Lifehacks, Lessons, and Anecdotal Stories I picked up as one of Uncle Sam’s Misguided Children ( #2 )

in #life8 years ago (edited)

USMC boot camp taught me many things… little life hacks, entertaining stories, and lessons that have persisted long after my contract ended, that will stick with me to the grave. Many have had a great role in who I am and how I handle life's daily bump and grind. Inspired by@anarcho-andrei’s “Confessions of an Airborne Dedicated Individual Combat Killer (ADICK)” series, I decided to create my own series of shorts about things I learned in the USMC that may be of value to everyone. Enjoy!

Mostly it is loss which teaches us about the worth of things.” - Arthur Schopenhauer

It's true you don’t value anything you didn’t have to work for, and equally true that you don’t know the value of something until it is denied. In USMC boot camp you are denied many things (nearly all things) and you find out what is most important to you, and what you can get by without.

Someone once said “It's amazing what a man can get used to” and for the most part this is true. You can adjust to any amount of physical exercise, you can adjust to verbal or physical abuse, you can adjust to being rich or being poor, you can adjust to being in a relationship or being alone. However, there are two things I’ve learned in my experience that you cannot get used to. You can’t get used to a lack of sleep, and you can’t get used to a lack of food.

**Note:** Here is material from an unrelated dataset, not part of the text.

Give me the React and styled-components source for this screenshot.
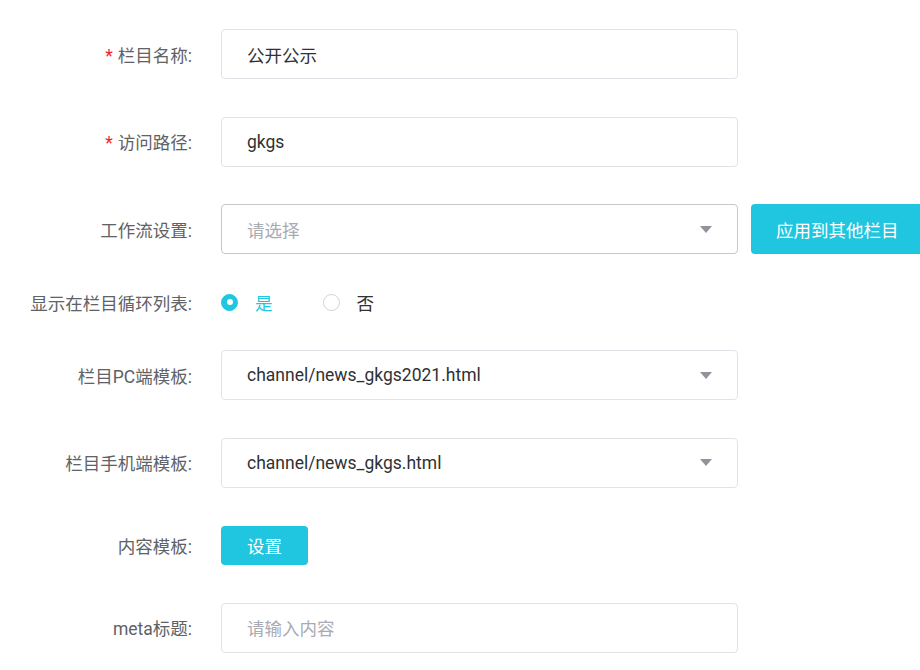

We were at the rifle range, phase 2 of boot camp for those familiar, and unfortunately for Platoon 1018, Co. C, 1st Bn. the rifle range’s chow hall (cafeteria) was undergoing some renovations. What this meant for us was brown bagging it. You got a bag lunch with a Jimmy Dean sandwich in cellophane, a piece of fruit, a carton of milk, and an item for dessert. The desserts were usually confiscated because, you know, boot camp is supposed to be miserable.


(interplas.com)

We often had ridiculously short amounts of time to eat. Often that consisted of a drill instructor counting down from 30. Thats right, 30 seconds to eat your meal. Eating that fast becomes an artform and I still am always the first to finish my food at any meal despite how hard I try to eat slow. And yes, there are lots of choking incidents.


(reuters.com)

Once at the rifle range during our brown-bag marathon a recruit sitting online across from started choking. The DI walked up and leaned over, analyzed the recruits condition, stood back up and shouted “well someone better do something! I don’t give a frick if he dies”. A few nearby recruits jumped up and gave him the “heimlich maneuver”, and upon saving the recruit they were all punished for disrupting lunch… ahhh boot camp… Anyway...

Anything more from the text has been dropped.